SURİYE DIŞINDA LİBYA DA VAR!

Peker’in anlattıkları, sadece Suriye’ye değil, söz konusu ilişkiler üzerinden Libya’ya da uzanıyor. Bunun için açık kaynaklardaki BMC’nin yolladığı ‘Kirpi’ denilen zırhlı araçlara bakmak lazım. Büyük miktarda ve gemiler ile gitti. Trablus’ta radikal İslamcılarca karşılandı.

Diğer giden malzeme ise Bayraktar’ın İHA ve SİHA’larıydı. İlişkiler sanki diğer damada da uzanıyor! Rus ve Arap basını aylar önce önemli haberler aktarmıştı: “SİHA’ların eğitimini, Tarablus’ta deniz kenarındaki lüks otellere yerleştirilen SADAT personeli veriyor. Sayıları 800 civarı.”

ALTTAKİ AİLELER

Öztürk ailesi Sancaklar gibi ön planda. Ethem Sancak BMC’yi alınca, ‘tesadüfen olsa gerek’ Rize, Güneysu’dan, iş insanı Talip Öztürk ile tanıştı. BMC’nin yüzde 49.9’u Katarlılara satılmıştı. Yüzde 25.1 ise Talip Öztürk’e satıldı. Sancak’ta yüzde 25 hisse kaldı. BMC’nin başında, Talip Öztürk’ün oğulları daha çok görünür oldu.

Sancak ve Öztürk soyadlarına, bir başka soyadını daha eklemek mümkün. Gür ailesi!

Mehmet Gür, Erdoğan’ın, “Mehmet amcana götür sıfırla” dediği kişi. Ortadoğu İnşaat’ın sahibi Gürler, Erdoğanlar ile eskiden beri iç içe.

Gür ile Öztürk ailelerinin ortak oldukları, bu ortaklıkların Öztreyler Şirketi ve Ortadoğu İnşaat’ta yüzeye çıktığı iddia ediliyor. BMC’nin alt işlerini, Öztreyler’in yaptığı ileri sürülenler arasında. BMC’ye Sakarya Ferizli’deki büyük bir arazinin, Öztreyler’e ise yakınındaki sanayi bölgesinde bir alanın verilmiş olması, ileri sürülenlere ek.

Öztreyler, çay işi de yapıyor. Özgür Çay markası adı altında, BİM’lere çay veriyor. Erdoğan’ın dağıttığı çaylar bunlar olabilir mi? Kim bilir! Şimdi burası ‘çokomelli’, ‘esas oğlanın’ denizcilik şirketi BMZ, Ortadoğu Şirketi’nin altında yer alıyordu.

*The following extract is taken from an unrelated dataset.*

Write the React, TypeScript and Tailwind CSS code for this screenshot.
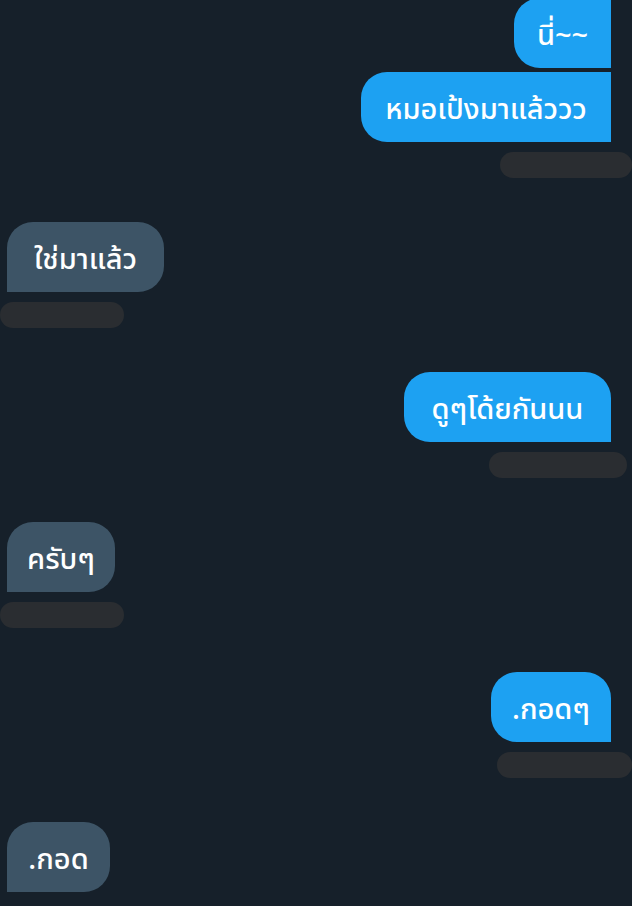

Bu 2 aile, ‘al-sat’ yapan Sancakların önüne geçmiş gibi. Derinde daha faal oldukları görülüyor. Ancak, Sedat Peker’in, ‘Murat Sancak’ın ‘Damat beyi’ Hadımköy’deki evinde sakladığını’ anlatması, Sancakların dostlukta ve alışverişte baki olduğunu ortaya koyuyor.

İnşaatta 5’li çete, silahta 3’lü çete ile SADAT A.Ş., uyuşturucuda ise ‘ulaştırma’ ve ‘limancılar’… Sedat Peker, “Tayyip Abi” diyor. Arkasında Mario Puzo’nun “Aile” isimli kitabı var. Sağdan baksan da soldan baksan da işler o kitaba çıkıyor. Savcılar göreve gelir mi? Türkiye’nin tozunu geniş bir halk yelpazesinin alacağı akla daha yakın! Öte yandan dünyada da bu ilişkileri sağır sultan bile duydu!